◆ YOUR OBJECTIVE
What is the number of lines containing "this"? Give only that number.

Entries from a dataset
---

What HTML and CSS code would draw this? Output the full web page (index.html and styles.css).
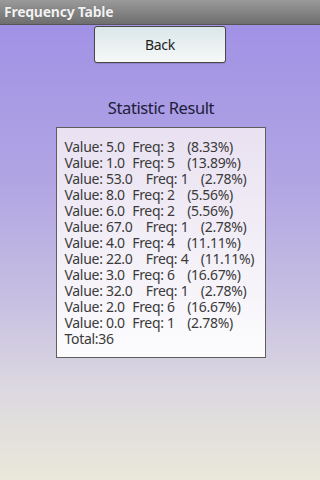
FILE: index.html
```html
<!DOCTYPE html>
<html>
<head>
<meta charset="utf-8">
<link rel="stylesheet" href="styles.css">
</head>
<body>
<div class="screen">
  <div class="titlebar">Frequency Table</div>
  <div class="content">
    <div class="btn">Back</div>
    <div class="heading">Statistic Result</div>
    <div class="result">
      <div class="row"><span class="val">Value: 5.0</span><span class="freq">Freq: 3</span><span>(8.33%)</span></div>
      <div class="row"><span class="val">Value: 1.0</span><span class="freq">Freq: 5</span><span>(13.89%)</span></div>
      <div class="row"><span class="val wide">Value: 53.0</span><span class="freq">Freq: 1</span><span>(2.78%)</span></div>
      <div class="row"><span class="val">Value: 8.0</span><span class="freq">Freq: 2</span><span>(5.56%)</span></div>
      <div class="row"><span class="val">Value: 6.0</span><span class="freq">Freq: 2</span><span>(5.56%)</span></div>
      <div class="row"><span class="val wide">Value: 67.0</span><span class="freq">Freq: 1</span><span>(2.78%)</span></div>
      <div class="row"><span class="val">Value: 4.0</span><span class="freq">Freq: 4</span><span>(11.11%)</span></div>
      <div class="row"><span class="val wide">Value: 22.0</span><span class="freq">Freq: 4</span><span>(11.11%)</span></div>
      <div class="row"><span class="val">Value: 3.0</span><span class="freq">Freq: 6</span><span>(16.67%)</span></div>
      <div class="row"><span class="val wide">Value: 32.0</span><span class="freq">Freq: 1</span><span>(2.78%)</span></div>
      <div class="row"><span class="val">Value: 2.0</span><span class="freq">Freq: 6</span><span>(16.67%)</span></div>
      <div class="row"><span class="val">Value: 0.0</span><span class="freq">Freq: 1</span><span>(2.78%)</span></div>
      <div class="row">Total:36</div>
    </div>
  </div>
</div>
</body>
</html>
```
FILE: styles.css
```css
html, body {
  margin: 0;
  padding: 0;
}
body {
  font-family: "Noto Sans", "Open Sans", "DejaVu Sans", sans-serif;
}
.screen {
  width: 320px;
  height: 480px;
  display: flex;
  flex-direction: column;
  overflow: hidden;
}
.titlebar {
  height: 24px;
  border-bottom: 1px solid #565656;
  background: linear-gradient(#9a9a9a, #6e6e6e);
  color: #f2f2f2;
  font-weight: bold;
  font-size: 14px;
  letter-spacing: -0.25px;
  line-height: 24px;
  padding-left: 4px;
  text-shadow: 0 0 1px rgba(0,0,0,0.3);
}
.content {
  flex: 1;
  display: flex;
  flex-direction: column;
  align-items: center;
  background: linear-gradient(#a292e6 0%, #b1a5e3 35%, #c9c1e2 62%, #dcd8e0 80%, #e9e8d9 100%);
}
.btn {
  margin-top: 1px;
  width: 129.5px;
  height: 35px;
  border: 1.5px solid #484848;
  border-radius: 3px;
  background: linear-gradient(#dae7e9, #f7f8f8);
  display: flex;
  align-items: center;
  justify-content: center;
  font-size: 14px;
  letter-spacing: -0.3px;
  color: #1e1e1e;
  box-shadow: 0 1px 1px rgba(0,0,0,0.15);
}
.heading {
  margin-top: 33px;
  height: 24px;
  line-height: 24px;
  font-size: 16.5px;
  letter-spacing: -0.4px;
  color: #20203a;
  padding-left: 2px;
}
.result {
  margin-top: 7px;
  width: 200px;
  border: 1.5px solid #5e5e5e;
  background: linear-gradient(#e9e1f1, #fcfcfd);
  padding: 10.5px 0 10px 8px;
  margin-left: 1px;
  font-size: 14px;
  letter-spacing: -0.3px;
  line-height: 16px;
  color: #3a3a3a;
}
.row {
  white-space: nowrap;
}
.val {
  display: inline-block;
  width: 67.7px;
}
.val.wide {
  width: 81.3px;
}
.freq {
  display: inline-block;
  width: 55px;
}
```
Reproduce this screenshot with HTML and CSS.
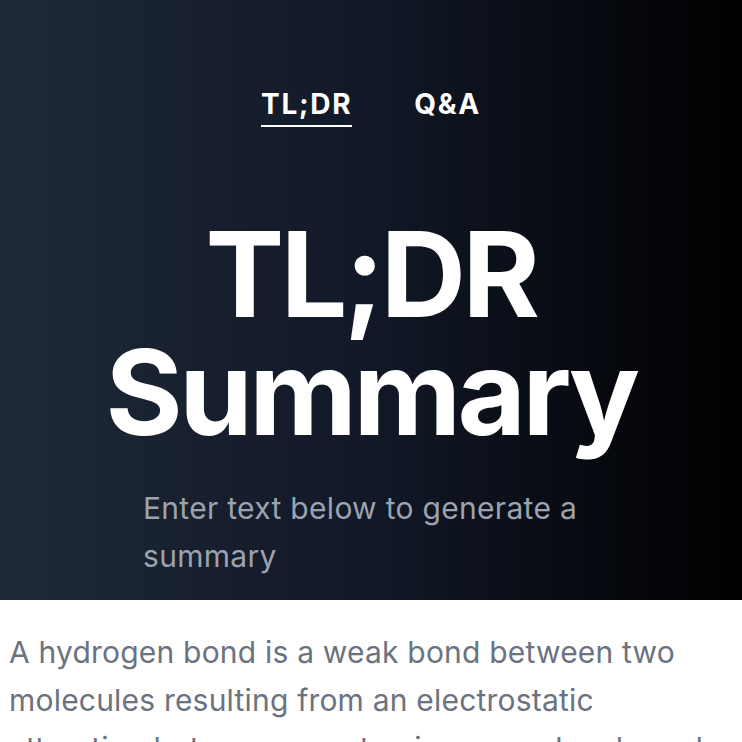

---

◆ WRITTEN RESPONSE
2